Jonathan. Frech’s WebBlog

Giddily Gitting it wrong (#278)

Jonathan Frech,

With Git­Hub soon closing its door for me with their ongoing 2FA fad⁠¹ and the winter semester starting tomorrow, it’s about time to yank the Joy Assembler repo out of US-controlled grasp and refactor the pro­ject into a 2023-presentable state. Fortunately, I have not made use of Git­Hub’s non-Git offerings (wiki, issue track­er, CI/CD, …), making the hostage rescue a simple git clone --mirror.

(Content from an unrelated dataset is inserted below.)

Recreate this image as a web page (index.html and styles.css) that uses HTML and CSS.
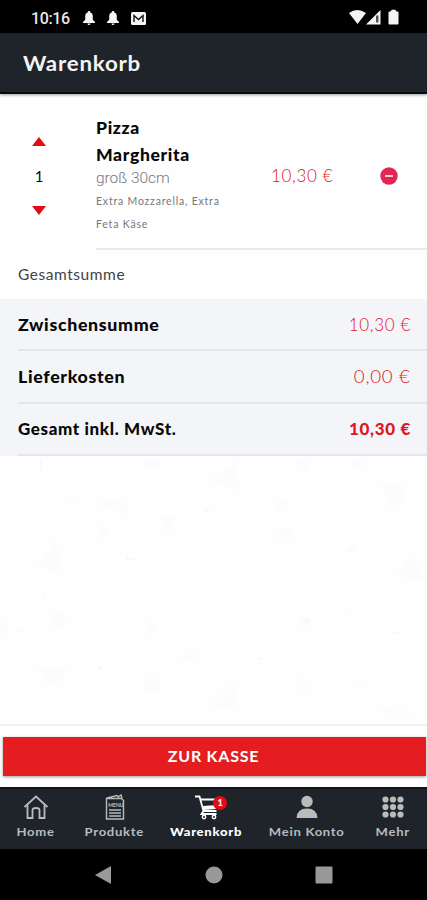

Skimming the Git log, how­ev­er, to my dismay I realised inconsistencies in my au­thor and committer names and e-mail addresses: git log --pretty=format:'%an <%ae> | %cn <%ce>' | sort | uniq even reports the committer “GitHub <noreply@github.com>” for the initial com­mit which I find a tad odd since it implies I on­ly authored my pro­ject’s first com­mit, Git­Hub immortalising its brand as the committer: meddling with the very first com­mit, after all, invalidates all ob­ject IDs.
Following a bettered SemVer⁠² un­der­stand­ing, I also want to re-tag v1.0 to v0.1.0. So fully obliterating compatibility poses no hindrance for me.
Thus, seeing October as a fresh start, I want to both move repo hosting as well as sanitise my repo his­to­ry’s metadata. All with­out losing pro­ject his­to­ry, which I find important to keep: bug introductions, de­sign con­sid­er­a­tions and personal de­vel­op­ment in how to code make a repo’s his­to­ry worthwile. Defining the HEAD tree as the new initial com­mit, consequently, is not an op­tion. But nei­ther is mucking around with Git’s default CLI as losing a com­mit or accidentally updating the committer date to today are too likely of an outcome.
What to do?⸺Write a full Git database im­ple­men­ta­tion from scratch (at least enough to read in my repo of interest) and use said API to write a one-off tool to per­form the above described facelift.

-=-

Noteworthily, I had the wish for a pure Go im­ple­men­ta­tion to manipulate Git re­pos­i­to­ries for a while by now; my cur­rent webgit.jfrech.com backend performs on each HTTP request a system call to instruct the Git command to clone the en­tire repo into a temporary directory, reads the one file requested and destroys everything again. Being able to attach an "io/fs".FS di­rect­ly to a repo’s com­mit’s tree would be a far more elegant solution.
Another motivation is over 1TiB of TAR’d bare and non-bare Git re­pos­i­to­ries which accrued over the past years for fear of some­one up to mischief stealing my credentials, my VPS provider’s data centres burning down or a careless git push --force (of course fol­low­ed by an aggressive gar­bage col­lec­tion to truly lose data). Verifying every single repo against an up-to-date state and reviewing all dangling ob­jects is not some­thing I look forward to doing manually.
Benefiting from the oh so often touted wonders of open-source (and sometimes even half-free to free) third-party libraries is not an op­tion for me since i) what I truly relish is Go’s ethos bringing the UNIX way of com­put­ing into the networked world of com­put­ing. Alas, this de­sign philosophy seems to me to be respected by few, fol­low­ed by fewer. And if you have a clumsy Java-like Oracle-approved li­brary writ­ten in Go, you don’t have a Go li­brary. Relatedly, ii) I evermore have trouble trusting fea­ture-bloat­ed soft­ware, an unfortunate fate of many popular (correlating with functional, usable and well-tested⸺all desired properties) solutions (I find Git itself to be too fat to truly trust). Speaking of it, iii) in this world it, on top of everything noted, is increasingly hard to trust soft­ware. And if I have to read the en­tire li­brary to verify it, then pin one particular version, I can just as well cut out the middleman and write it myself.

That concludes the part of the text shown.